The statute "as-at-date" you discuss does not cover the second context which is the "law-in-force" which may be different in jurusdictions where "retrospecitve" amendments are allowed. A more common case is to ask what the law will be at a future date (especially common with taxation laws applying to future fiscal years).

So if I ask what the law was on the 1 June 2009 I will get a different answers when I ask the question on 1 June 2009, 1 June 2010 or the 1 June 2008.

Of course we could then start to talk about other contextual dates like fiscal years which are not about the laws in force but the laws applicable.

Sean McGrath said...

Bill,

Determining exactly what statute law is in force at any given point is indeed a thorny problem and differs greatly from jurisdiction to jurisdiction.

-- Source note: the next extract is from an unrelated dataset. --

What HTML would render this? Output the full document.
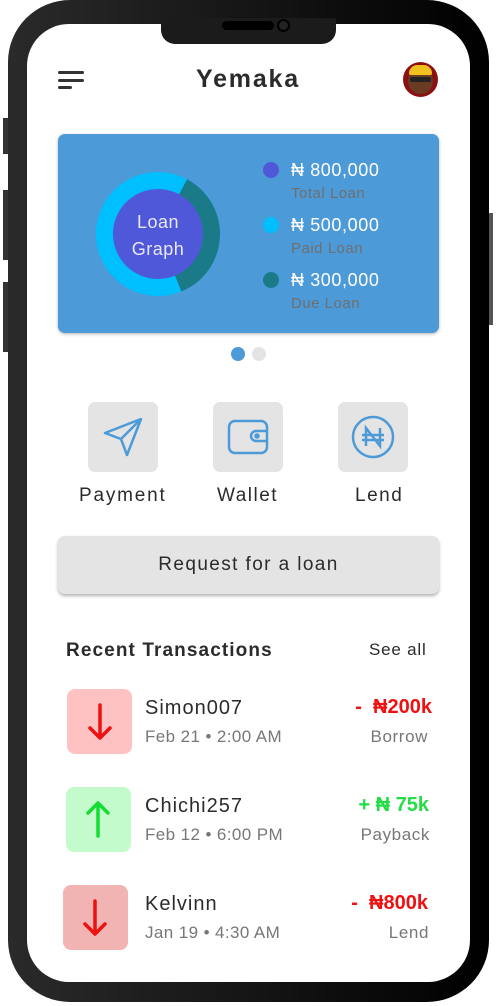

Sunrise clauses, sunset clauses, conditional clauses (i.e. if X happens, then Y becomes law), automatic enactment on signature, automatic enactment on publication in a register, automatic enactment if X days pass without further action etc. etc.

All of these boil down to dates eventually but there is only so much that a machine can do to resolve all these without "executing" the law. In an earlier post, I mentioned that I'm happy to stay away from that one:-)

Automating the application of statute deltas based on dates is very doable in the simple case but approaches Turing completeness quickly for the complicated cases.